#### [WHAT THE TASK ASKS]
Show all lines from the listing below that contain "styles".

#### [DATA BLOCK]
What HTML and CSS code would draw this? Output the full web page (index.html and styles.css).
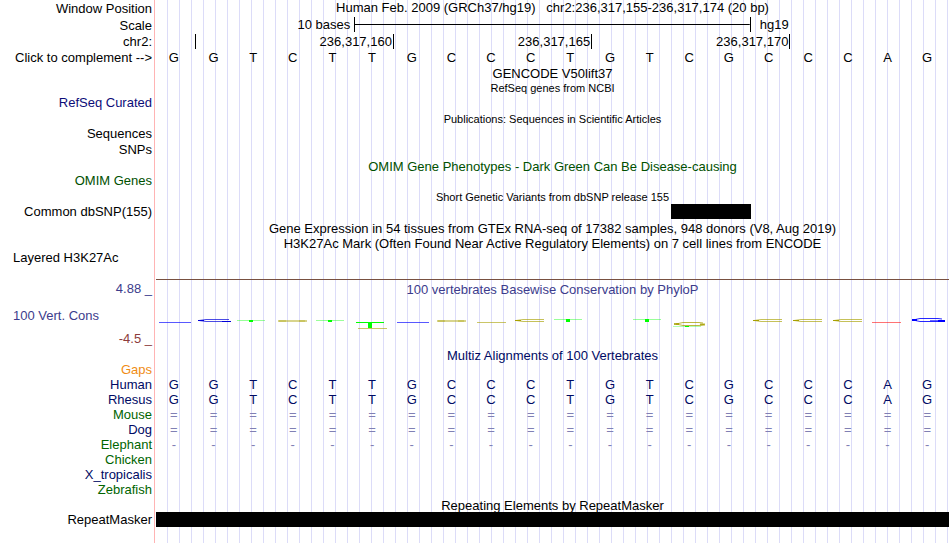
FILE: index.html
```
<!DOCTYPE html>
<html lang="en">
    <head>
        <meta charset="utf-8">
        <title>Human chr2:236,317,155-236,317,174</title>
        <link rel="stylesheet" href="styles.css">
    </head>
    <body>
        <div id="browser">
            <!-- position and ruler -->
            <div class="row tall">
                <div class="label">Window Position</div>
                <div class="data position">Human Feb. 2009 (GRCh37/hg19)&nbsp;&nbsp; chr2:236,317,155-236,317,174 (20 bp)</div>
            </div>
            <div class="row tall">
                <div class="label">Scale</div>
                <div class="data scale">
                    <span class="scaleSize">10 bases</span>
                    <span class="scaleBar"></span>
                    <span class="scaleDb">hg19</span>
                </div>
            </div>
            <div class="row ruler">
                <div class="label">chr2:</div>
                <div class="data ticks">
                    <span></span><span>236,317,160</span><span>236,317,165</span><span>236,317,170</span>
                </div>
            </div>
            <div class="row">
                <div class="label">Click to complement --&gt;</div>
                <div class="data bases"><span>G</span><span>G</span><span>T</span><span>C</span><span>T</span><span>T</span><span>G</span><span>C</span><span>C</span><span>C</span><span>T</span><span>G</span><span>T</span><span>C</span><span>G</span><span>C</span><span>C</span><span>C</span><span>A</span><span>G</span></div>
            </div>

            <!-- genes -->
            <div class="row">
                <div class="label"></div>
                <div class="data title">GENCODE V50lift37</div>
            </div>
            <div class="row">
                <div class="label"></div>
                <div class="data title small">RefSeq genes from NCBI</div>
            </div>
            <div class="row refseq">
                <div class="label">RefSeq Curated</div>
                <div class="data"></div>
            </div>
            <div class="row spaced">
                <div class="label"></div>
                <div class="data title small">Publications: Sequences in Scientific Articles</div>
            </div>
            <div class="row">
                <div class="label">Sequences</div>
                <div class="data"></div>
            </div>
            <div class="row spaced">
                <div class="label">SNPs</div>
                <div class="data"></div>
            </div>
            <div class="row omim spaced">
                <div class="label"></div>
                <div class="data title">OMIM Gene Phenotypes - Dark Green Can Be Disease-causing</div>
            </div>
            <div class="row omim">
                <div class="label">OMIM Genes</div>
                <div class="data"></div>
            </div>

            <!-- variants -->
            <div class="row spaced">
                <div class="label"></div>
                <div class="data title small">Short Genetic Variants from dbSNP release 155</div>
            </div>
            <div class="row">
                <div class="label">Common dbSNP(155)</div>
                <div class="data"><div class="item snp"></div></div>
            </div>

            <!-- expression and regulation -->
            <div class="row spaced">
                <div class="label"></div>
                <div class="data title">Gene Expression in 54 tissues from GTEx RNA-seq of 17382 samples, 948 donors (V8, Aug 2019)</div>
            </div>
            <div class="row">
                <div class="label"></div>
                <div class="data title">H3K27Ac Mark (Often Found Near Active Regulatory Elements) on 7 cell lines from ENCODE</div>
            </div>
            <div class="row histone">
                <div class="label left">Layered H3K27Ac</div>
                <div class="data"></div>
            </div>

            <!-- conservation -->
            <div class="row phylop maximum">
                <div class="label">4.88 _</div>
                <div class="data">100 vertebrates Basewise Conservation by PhyloP</div>
            </div>
            <div class="row phylop">
                <div class="label left middle">100 Vert. Cons</div>
                <div class="data">
                    <svg class="wiggle" viewBox="156 299 793 32" preserveAspectRatio="none" aria-hidden="true">
                        <defs>
                            <g id="thinT">
                                <path d="M0 .5H28" stroke="#00ff00" stroke-opacity=".4"/>
                                <path d="M12 0H16V2H12Z" fill="#00ff00"/>
                            </g>
                            <g id="flatC" fill="none" stroke="#a8a000">
                                <path d="M0 1H29" stroke-width="2" stroke-opacity=".45"/>
                                <path d="M1 1H8M21 1H27" stroke-width="1" stroke-opacity=".6"/>
                            </g>
                            <g id="openC" fill="none" stroke="#a8a000">
                                <path d="M29 .5H8L1 1.5L8 2.5H29" stroke-opacity=".65"/>
                                <path d="M0 1.5H6" stroke-width="1"/>
                            </g>
                        </defs>
                        <path d="M159 322.5H191" stroke="#0000ff" stroke-opacity=".65"/>
                        <g fill="none" stroke="#0000d8">
                            <path d="M229 319.5H206L199 320.5L206 321.5H230" stroke-opacity=".7"/>
                            <path d="M198 320.5H204M222 321.5H231"/>
                        </g>
                        <use href="#thinT" x="237" y="320"/>
                        <use href="#flatC" x="278" y="320"/>
                        <use href="#thinT" x="316" y="320"/>
                        <path d="M356 322.5H384" stroke="#00ff00"/>
                        <path d="M368 322H372V328H368Z" fill="#00ff00"/>
                        <path d="M358 328.5H387" stroke="#a8a000" stroke-opacity=".6"/>
                        <path d="M397 322.5H429" stroke="#0000ff" stroke-opacity=".65"/>
                        <use href="#flatC" x="437" y="320"/>
                        <path d="M477 322.5H506" stroke="#a8a000" stroke-opacity=".6"/>
                        <use href="#openC" x="515" y="319"/>
                        <use href="#thinT" x="554" y="319"/>
                        <path d="M566 320H570V322H566Z" fill="#00ff00"/>
                        <use href="#thinT" x="633" y="319"/>
                        <path d="M645 320H649V322H645Z" fill="#00ff00"/>
                        <g fill="none" stroke="#a8a000">
                            <path d="M703 323L699 322.5H683L676 324L683 325.5H699L704 324.5" stroke-opacity=".75"/>
                            <path d="M674 324H679M700 324.5H705" stroke-width="2" stroke-opacity=".8"/>
                        </g>
                        <path d="M673 326.5H701" stroke="#00ff00" stroke-opacity=".3"/>
                        <path d="M685 326H689V327H685Z" fill="#00ff00"/>
                        <use href="#openC" x="753" y="319"/>
                        <use href="#openC" x="793" y="319"/>
                        <use href="#openC" x="833" y="319"/>
                        <path d="M872 322.5H901" stroke="#ff0000" stroke-opacity=".55"/>
                        <g fill="none" stroke="#0000ff">
                            <path d="M942 319L938 318.5H920L913 320L920 321.5H942" stroke-opacity=".85"/>
                            <path d="M912 320H917M938 321H945" stroke-width="2"/>
                            <path d="M930 320.5H942" stroke-opacity=".6"/>
                        </g>
                    </svg>
                </div>
            </div>
            <div class="row minimum">
                <div class="label">-4.5 _</div>
                <div class="data"></div>
            </div>

            <!-- alignments -->
            <div class="row align spaced">
                <div class="label"></div>
                <div class="data title">Multiz Alignments of 100 Vertebrates</div>
            </div>
            <div class="row gaps">
                <div class="label">Gaps</div>
                <div class="data"></div>
            </div>
            <div class="row align">
                <div class="label">Human</div>
                <div class="data bases"><span>G</span><span>G</span><span>T</span><span>C</span><span>T</span><span>T</span><span>G</span><span>C</span><span>C</span><span>C</span><span>T</span><span>G</span><span>T</span><span>C</span><span>G</span><span>C</span><span>C</span><span>C</span><span>A</span><span>G</span></div>
            </div>
            <div class="row align">
                <div class="label">Rhesus</div>
                <div class="data bases"><span>G</span><span>G</span><span>T</span><span>C</span><span>T</span><span>T</span><span>G</span><span>C</span><span>C</span><span>C</span><span>T</span><span>G</span><span>T</span><span>C</span><span>G</span><span>C</span><span>C</span><span>C</span><span>A</span><span>G</span></div>
            </div>
            <div class="row alt">
                <div class="label">Mouse</div>
                <div class="data bases missing"><span>=</span><span>=</span><span>=</span><span>=</span><span>=</span><span>=</span><span>=</span><span>=</span><span>=</span><span>=</span><span>=</span><span>=</span><span>=</span><span>=</span><span>=</span><span>=</span><span>=</span><span>=</span><span>=</span><span>=</span></div>
            </div>
            <div class="row align">
                <div class="label">Dog</div>
                <div class="data bases missing"><span>=</span><span>=</span><span>=</span><span>=</span><span>=</span><span>=</span><span>=</span><span>=</span><span>=</span><span>=</span><span>=</span><span>=</span><span>=</span><span>=</span><span>=</span><span>=</span><span>=</span><span>=</span><span>=</span><span>=</span></div>
            </div>
            <div class="row alt">
                <div class="label">Elephant</div>
                <div class="data bases missing"><span>-</span><span>-</span><span>-</span><span>-</span><span>-</span><span>-</span><span>-</span><span>-</span><span>-</span><span>-</span><span>-</span><span>-</span><span>-</span><span>-</span><span>-</span><span>-</span><span>-</span><span>-</span><span>-</span><span>-</span></div>
            </div>
            <div class="row alt">
                <div class="label">Chicken</div>
                <div class="data"></div>
            </div>
            <div class="row align">
                <div class="label">X_tropicalis</div>
                <div class="data"></div>
            </div>
            <div class="row alt">
                <div class="label">Zebrafish</div>
                <div class="data"></div>
            </div>

            <!-- repeats -->
            <div class="row">
                <div class="label"></div>
                <div class="data title">Repeating Elements by RepeatMasker</div>
            </div>
            <div class="row">
                <div class="label">RepeatMasker</div>
                <div class="data"><div class="item"></div></div>
            </div>
        </div>
    </body>
</html>
```
FILE: styles.css
```
body{
    margin: 0;
    background-color: white;
    color: black;
    font-family: "Liberation Sans", Arial, sans-serif;
    font-size: 13px;
    line-height: 15px;
}

#browser{
    box-sizing: border-box;
    min-height: 100vh;
    padding-right: 1px;
    /* pink edge of the label column, then a guide line every 12px */
    background-image:
        linear-gradient(#ffb4b4, #ffb4b4),
        linear-gradient(white, white),
        repeating-linear-gradient(to right, transparent 0 11px, #dcdcf8 11px 12px);
    background-position: 154px 0, 0 0, 156px 0;
    background-size: 1px 100%, 156px 100%, 100% 100%;
    background-repeat: no-repeat;
}

.row{
    display: grid;
    grid-template-columns: 156px 1fr;
    min-height: 15px;
    white-space: nowrap;
}

.label{
    padding-right: 4px;
    text-align: right;
}

.label.left{
    padding-left: 13px;
    text-align: left;
}

.middle{
    align-self: center;
}

.title{
    padding-top: 2px;
    line-height: 13px;
    text-align: center;
}

.small{
    font-size: 11px;
}

.tall{
    min-height: 17px;
    line-height: 17px;
}

.tall .data{
    line-height: 15px;
}

.position{
    text-align: center;
}

.spaced{
    padding-top: 1px;
}

/* ruler */
.scale{
    display: grid;
    grid-template-columns: 25% 50% 25%;
}

.scaleSize{
    padding-right: 4px;
    text-align: right;
}

.scaleBar{
    height: 15px;
    border: solid black;
    border-width: 0 1px;
    background: linear-gradient(black, black) center / 100% 1px no-repeat;
}

.scaleDb{
    padding-left: 9px;
}

.ruler{
    min-height: 16px;
    line-height: 16px;
}

.ticks{
    display: grid;
    grid-template-columns: 5% 25% 25% 25%;
}

.ticks span{
    height: 15px;
    padding-right: 1px;
    border-right: 1px solid black;
    text-align: right;
}

.bases{
    display: grid;
    grid-template-columns: repeat(20, 1fr);
    margin-left: -2px;
    padding-right: 2px;
    text-align: center;
}

.item{
    height: 15px;
    background-color: black;
}

.snp{
    width: 10%;
    margin-left: 65%;
}

/* track colours */
.refseq{
    color: #0c0c78;
}

.omim{
    color: #005000;
}

.histone{
    min-height: 29px;
}

.phylop{
    color: #3c3c8c;
}

.maximum{
    line-height: 19px;
}

.maximum .data{
    border-top: 1px solid #785040;
    text-align: center;
}

.wiggle{
    display: block;
    width: 100%;
    height: 32px;
}

.minimum{
    color: #8c3c3c;
}

.gaps{
    color: #f08c14;
}

.align{
    color: #000a64;
}

.alt{
    color: #006400;
}

.alt .missing,
.align .missing{
    color: #8080b4;
}
```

#### [PROBLEM SOLUTION]
What HTML and CSS code would draw this? Output the full web page (index.html and styles.css).
        <link rel="stylesheet" href="styles.css">
FILE: styles.css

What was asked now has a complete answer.